An adviser for Sen. Voinovich said the matter is now in the hands of the White House.
WASHINGTON — A $14 billion emergency bailout for U.S. automakers collapsed in the Senate on Thursday night after the United Auto Workers refused to accede to Republican demands for swift wage cuts.
Senate Majority Leader Harry Reid said he was “terribly disappointed” about the demise of an emerging bipartisan deal to rescue Detroit’s Big Three.
He spoke shortly after Republicans left a closed-door meeting where they balked at giving the automakers federal aid unless their powerful union agreed to slash wages next year to bring them into line with those of Japanese carmakers.
Republican Sen. George V. Voinovich of Ohio, a strong bailout supporter, said the UAW was willing to make the cuts — but not until 2011, when its contract expires. The Detroit-based Big Three automakers each employ thousands in Ohio.
Voinovich senior adviser Chris Paulitz said the issue is now legislatively done and is in the hands of the White House. He said the failure to reach a deal has deeply disappointed the senator.
“He is terribly disappointed. He has worked for a month to come up with some sort of compromise. Now, we have to pray the White House comes up with something to keep these companies afloat,” he said.
Reid was working to set a swift test vote on the measure Thursday night, but it was just a formality. The bill was virtually certain to fail to reach the 60-vote threshold it would need to clear to advance.
Reid called the bill’s collapse “a loss for the country,” adding, “I dread looking at Wall Street tomorrow. It’s not going to be a pleasant sight.”
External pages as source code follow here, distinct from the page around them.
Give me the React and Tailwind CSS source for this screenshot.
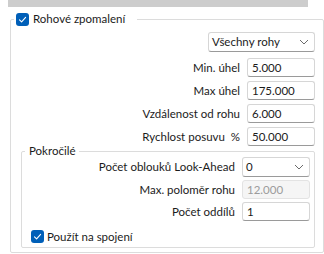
import React from 'react'

const font = { fontFamily: 'Lato, "Noto Sans", sans-serif' }

const Check = () => (
  <span className="flex w-[13px] h-[13px] shrink-0 items-center justify-center rounded-[3px] bg-[#005fb8]">
    <svg width="9" height="9" viewBox="0 0 9 9" fill="none">
      <path d="M1.5 4.8 L3.6 6.8 L7.6 2.4" stroke="white" strokeWidth="1.1" strokeLinecap="round" strokeLinejoin="round" />
    </svg>
  </span>
)

const Chevron = () => (
  <svg width="10" height="6" viewBox="0 0 10 6" fill="none">
    <path d="M1 1 L5 5 L9 1" stroke="#6b6b6b" strokeWidth="1" />
  </svg>
)

const Select = ({ value, width }) => (
  <div
    className={`flex h-[20px] ${width} items-center justify-between rounded-[3px] border border-[#d6d6d6] border-b-[#9a9a9a] bg-white pl-[3px] pr-[5px]`}
  >
    <span className="leading-none">{value}</span>
    <Chevron />
  </div>
)

const Field = ({ value, disabled }) => (
  <div
    className={`flex h-[19px] w-[68px] items-center rounded-[3px] border pl-[4px] ${
      disabled
        ? 'border-[#e3e3e3] bg-[#f5f5f5] text-[#9c9c9c]'
        : 'border-[#d6d6d6] border-b-[#9a9a9a] bg-white'
    }`}
  >
    <span className="leading-none">{value}</span>
  </div>
)

const Row = ({ label, children }) => (
  <div className="flex w-full items-center justify-end gap-[7px]">
    <span className="leading-none whitespace-pre">{label}</span>
    {children}
  </div>
)

export default function App() {
  return (
    <div className="w-[324px] h-[254px] overflow-hidden bg-white text-[11.5px] text-[#1b1b1b]" style={font}>
      <div className="ml-[8px] h-[7px] w-[300px] bg-[#cdcdcd]" />

      <fieldset className="ml-[10px] mt-[9px] h-[237px] w-[309px] rounded-[2px] border border-[#dcdcdc] pl-[10px] pr-[8px] pt-[10px]">
        {/* legend sits inside the fieldset padding, pull it back to the border */}
        <legend className="-ml-[7px] h-[6px] pl-[2px] pr-[12px]">
          <div className="flex h-[6px] items-center gap-[4px]">
            <Check />
            <span className="leading-none">Rohové zpomalení</span>
          </div>
        </legend>

        <div className="flex flex-col">
          <div className="flex justify-end">
            <Select value="Všechny rohy" width="w-[107px]" />
          </div>
          <div className="mt-[6px] flex flex-col gap-[4px]">
            <Row label="Min. úhel">
              <Field value="5.000" />
            </Row>
            <Row label="Max úhel">
              <Field value="175.000" />
            </Row>
            <Row label="Vzdálenost od rohu">
              <Field value="6.000" />
            </Row>
            <Row label="Rychlost posuvu  %">
              <Field value="50.000" />
            </Row>
          </div>

          <fieldset className="mt-[2px] h-[100px] w-[294px] rounded-[2px] border border-[#dcdcdc] pl-[9px] pr-[4px] pt-[3px]">
            <legend className="-ml-[6px] h-[6px] px-[4px]">
              <span className="block leading-[6px]">Pokročilé</span>
            </legend>
            <div className="flex flex-col gap-[3px]">
              <Row label="Počet oblouků Look-Ahead">
                <Select value="0" width="w-[68px]" />
              </Row>
              <Row label="Max. poloměr rohu">
                <Field value="12.000" disabled />
              </Row>
              <Row label="Počet oddílů">
                <Field value="1" />
              </Row>
            </div>
            <div className="mt-[9px] flex items-center gap-[3px]">
              <Check />
              <span className="leading-none">Použít na spojení</span>
            </div>
          </fieldset>
        </div>
      </fieldset>
    </div>
  )
}
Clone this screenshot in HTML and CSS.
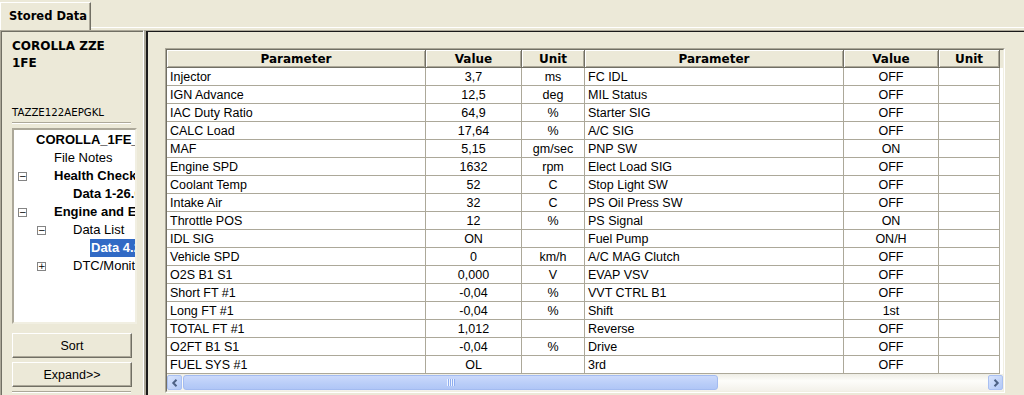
FILE: index.html
```html
<!DOCTYPE html>
<html>
<head>
<meta charset="utf-8">
<link rel="stylesheet" href="styles.css">
</head>
<body>
<div class="app">
  <div class="tabbar">
    <div class="tab">Stored Data</div>
    <div class="tabfill"></div>
  </div>
  <div class="main">
    <aside class="left">
      <div class="model">COROLLA ZZE<br>1FE</div>
      <div class="vin">TAZZE122AEPGKL</div>
      <div class="sep"></div>
      <div class="tree">
        <div class="node l0 bold"><span class="label">COROLLA_1FE_ZZE</span></div>
        <div class="node l1"><span class="slot"></span><span class="label">File Notes</span></div>
        <div class="node l1 bold"><span class="slot"><span class="exp">&#8722;</span></span><span class="label">Health Check</span></div>
        <div class="node l2 bold"><span class="slot"></span><span class="label">Data 1-26.05</span></div>
        <div class="node l1 bold"><span class="slot"><span class="exp">&#8722;</span></span><span class="label">Engine and ECT</span></div>
        <div class="node l2"><span class="slot"><span class="exp">&#8722;</span></span><span class="label">Data List</span></div>
        <div class="node l3 bold"><span class="slot"></span><span class="label sel">Data 4.26</span></div>
        <div class="node l2"><span class="slot"><span class="exp">+</span></span><span class="label">DTC/Monitor</span></div>
      </div>
      <button class="btn first">Sort</button>
      <button class="btn">Expand&gt;&gt;</button>
      <div class="sep bottom"></div>
    </aside>
    <section class="right">
      <div class="gridbox">
        <div class="gridinner">
          <div class="row hdr">
            <div>Parameter</div><div>Value</div><div>Unit</div>
            <div>Parameter</div><div>Value</div><div>Unit</div>
          </div>
          <div class="row"><div>Injector</div><div class="c">3,7</div><div class="c">ms</div><div>FC IDL</div><div class="c">OFF</div><div class="c"></div></div>
          <div class="row"><div>IGN Advance</div><div class="c">12,5</div><div class="c">deg</div><div>MIL Status</div><div class="c">OFF</div><div class="c"></div></div>
          <div class="row"><div>IAC Duty Ratio</div><div class="c">64,9</div><div class="c">%</div><div>Starter SIG</div><div class="c">OFF</div><div class="c"></div></div>
          <div class="row"><div>CALC Load</div><div class="c">17,64</div><div class="c">%</div><div>A/C SIG</div><div class="c">OFF</div><div class="c"></div></div>
          <div class="row"><div>MAF</div><div class="c">5,15</div><div class="c">gm/sec</div><div>PNP SW</div><div class="c">ON</div><div class="c"></div></div>
          <div class="row"><div>Engine SPD</div><div class="c">1632</div><div class="c">rpm</div><div>Elect Load SIG</div><div class="c">OFF</div><div class="c"></div></div>
          <div class="row"><div>Coolant Temp</div><div class="c">52</div><div class="c">C</div><div>Stop Light SW</div><div class="c">OFF</div><div class="c"></div></div>
          <div class="row"><div>Intake Air</div><div class="c">32</div><div class="c">C</div><div>PS Oil Press SW</div><div class="c">OFF</div><div class="c"></div></div>
          <div class="row"><div>Throttle POS</div><div class="c">12</div><div class="c">%</div><div>PS Signal</div><div class="c">ON</div><div class="c"></div></div>
          <div class="row"><div>IDL SIG</div><div class="c">ON</div><div class="c"></div><div>Fuel Pump</div><div class="c">ON/H</div><div class="c"></div></div>
          <div class="row"><div>Vehicle SPD</div><div class="c">0</div><div class="c">km/h</div><div>A/C MAG Clutch</div><div class="c">OFF</div><div class="c"></div></div>
          <div class="row"><div>O2S B1 S1</div><div class="c">0,000</div><div class="c">V</div><div>EVAP VSV</div><div class="c">OFF</div><div class="c"></div></div>
          <div class="row"><div>Short FT #1</div><div class="c">-0,04</div><div class="c">%</div><div>VVT CTRL B1</div><div class="c">OFF</div><div class="c"></div></div>
          <div class="row"><div>Long FT #1</div><div class="c">-0,04</div><div class="c">%</div><div>Shift</div><div class="c">1st</div><div class="c"></div></div>
          <div class="row"><div>TOTAL FT #1</div><div class="c">1,012</div><div class="c"></div><div>Reverse</div><div class="c">OFF</div><div class="c"></div></div>
          <div class="row"><div>O2FT B1 S1</div><div class="c">-0,04</div><div class="c">%</div><div>Drive</div><div class="c">OFF</div><div class="c"></div></div>
          <div class="row"><div>FUEL SYS #1</div><div class="c">OL</div><div class="c"></div><div>3rd</div><div class="c">OFF</div><div class="c"></div></div>
          <div class="hscroll">
            <div class="sbtn"><svg width="8" height="8" viewBox="0 0 8 8"><polyline points="5.5,0.8 2.3,4 5.5,7.2" fill="none" stroke="#4d6185" stroke-width="2"/></svg></div>
            <div class="thumb"><div class="grip"></div></div>
            <div class="track"></div>
            <div class="sbtn"><svg width="8" height="8" viewBox="0 0 8 8"><polyline points="2.5,0.8 5.7,4 2.5,7.2" fill="none" stroke="#4d6185" stroke-width="2"/></svg></div>
          </div>
        </div>
      </div>
    </section>
  </div>
</div>
</body>
</html>
```

FILE: styles.css
```css
body {
  margin: 0;
  background: #ece9d8;
}

.app {
  width: 1024px;
  height: 395px;
  overflow: hidden;
  display: flex;
  flex-direction: column;
  font-family: "Liberation Sans", Arial, sans-serif;
  color: #000;
}

/* Tab strip */
.tabbar {
  height: 30px;
  flex: none;
  display: flex;
}

.tab {
  width: 91px;
  height: 28px;
  margin-top: 2px;
  box-sizing: border-box;
  border-top: 1px solid #fff;
  border-left: 1px solid #fff;
  border-right: 1px solid #716f64;
  box-shadow: inset -1px 0 #aca899;
  padding: 6px 0 0 8px;
  white-space: nowrap;
  font: bold 11.5px/14px "DejaVu Sans", sans-serif;
}

.tabfill {
  flex: 1;
  height: 28px;
  box-sizing: border-box;
  border-bottom: 1px solid #fff;
}

/* Main area */
.main {
  flex: 1;
  display: flex;
  min-height: 0;
}

.left {
  width: 144px;
  flex: none;
  box-sizing: border-box;
  border-top: 1px solid #aca899;
  border-left: 1px solid #aca899;
  border-right: 1px solid #fff;
  box-shadow: inset 1px 1px #716f64;
  padding: 7px 0 0 11px;
  display: flex;
  flex-direction: column;
}

.model {
  font: bold 12px/17px "DejaVu Sans", sans-serif;
  height: 34px;
}

.vin {
  margin-top: 34px;
  font: 10.2px/14px "DejaVu Sans", sans-serif;
}

.sep {
  margin-top: 2px;
  width: 119px;
  height: 0;
  border-top: 1px solid #aca899;
  border-bottom: 1px solid #fff;
}

.sep.bottom {
  margin-top: 4px;
}

.tree {
  margin-top: 4px;
  width: 125px;
  height: 196px;
  box-sizing: border-box;
  background: #fff;
  border: 2px solid;
  border-color: #aca899 #f1efe2 #f1efe2 #aca899;
  padding-top: 1px;
  overflow: hidden;
  font: 13px/18px "Liberation Sans", Arial, sans-serif;
}

.node {
  height: 18px;
  display: flex;
  align-items: center;
  white-space: nowrap;
}

.node.bold {
  font-weight: bold;
}

.l0 { padding-left: 22px; }
.l1 { padding-left: 4px; }
.l2 { padding-left: 23px; }
.l3 { padding-left: 40px; }

.slot {
  width: 36px;
  flex: none;
  display: flex;
  align-items: center;
}

.exp {
  width: 9px;
  height: 9px;
  box-sizing: border-box;
  border: 1px solid #848484;
  background: #fff;
  font: normal 9px/7px "DejaVu Sans", sans-serif;
  text-align: center;
  color: #000;
  overflow: hidden;
}

.label {
  line-height: 18px;
}

.label.sel {
  background: #316ac5;
  color: #fff;
  padding: 0 2px 0 1px;
}

.btn {
  margin-top: 4px;
  width: 120px;
  height: 25px;
  padding: 0;
  background: #ece9d8;
  border: 1px solid;
  border-color: #fff #716f64 #716f64 #fff;
  box-shadow: inset -1px -1px #aca899;
  font: 12.5px "Liberation Sans", Arial, sans-serif;
  color: #000;
}

.btn.first {
  margin-top: 9px;
}

/* Right panel */
.right {
  flex: 1;
  box-sizing: border-box;
  border-top: 1px solid #aca899;
  border-left: 2px solid #aca899;
  box-shadow: inset 2px 1px #1a1a1a;
  padding: 17px 0 0 19px;
}

.gridbox {
  width: 840px;
  height: 345px;
  box-sizing: border-box;
  border: 1px solid;
  border-color: #aca899 #fff #fff #aca899;
}

.gridinner {
  height: 100%;
  box-sizing: border-box;
  border: 1px solid;
  border-color: #716f64 #f1efe2 #f1efe2 #716f64;
  background: #fff;
  display: flex;
  flex-direction: column;
}

.row {
  display: grid;
  grid-template-columns: 259px 96px 63px 259px 95px 61px;
  height: 18px;
  flex: none;
}

.row > div {
  box-sizing: border-box;
  height: 18px;
  border-right: 1px solid #aca899;
  border-bottom: 1px solid #aca899;
  padding-left: 3px;
  padding-top: 1px;
  font-size: 12.5px;
  line-height: 17px;
  white-space: nowrap;
  overflow: hidden;
}

.row > div.c {
  text-align: center;
  padding-left: 0;
}

.row.hdr {
  height: 18px;
  background: #ece9d8;
}

.row.hdr > div {
  height: 18px;
  padding: 1px 0 0 0;
  text-align: center;
  background: #ece9d8;
  border-right: 1px solid #716f64;
  border-bottom: 1px solid #716f64;
  box-shadow: inset 1px 1px #fff, inset -1px -1px #aca899;
  font: bold 12px/16px "DejaVu Sans", sans-serif;
}

/* Horizontal scrollbar */
.hscroll {
  height: 17px;
  flex: none;
  box-sizing: border-box;
  padding: 1px 0 1px 0;
  display: flex;
  background: linear-gradient(#eeede5, #fdfdfa 40%, #f3f1ea);
}

.sbtn {
  width: 15px;
  height: 15px;
  flex: none;
  box-sizing: border-box;
  border: 1px solid #a9c0f2;
  border-radius: 2px;
  background: linear-gradient(135deg, #d8e4fd, #b2c8f6);
  display: flex;
  align-items: center;
  justify-content: center;
}

.thumb {
  width: 535px;
  flex: none;
  margin-left: 1px;
  box-sizing: border-box;
  border: 1px solid #a3bbf0;
  border-radius: 3px;
  background: linear-gradient(#cbd9fc, #b9cdf8 60%, #b0c6f6);
  display: flex;
  align-items: center;
  justify-content: center;
}

.grip {
  width: 8px;
  height: 7px;
  background: repeating-linear-gradient(90deg, #eef3fe 0 1px, #8faef0 1px 2px);
}

.track {
  flex: 1;
}
```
The implosion followed an unprecedented marathon set of talks at the Capitol among labor, the auto industry and lawmakers who bargained into the night in efforts to salvage the auto bailout at a time of soaring job losses and widespread economic turmoil.
“In the midst of already deep and troubling economic times, we are about to add to that by walking away,” said Sen. Chris Dodd, D-Conn., the Banking Committee chairman who led negotiations on the package.
Sen. Bob Corker of Tennessee, the GOP point man in the talks, said the two sides had been tantalizingly close to a deal, but the UAW’s refusal to agree wage concessions by a specific date in 2009 kept them apart.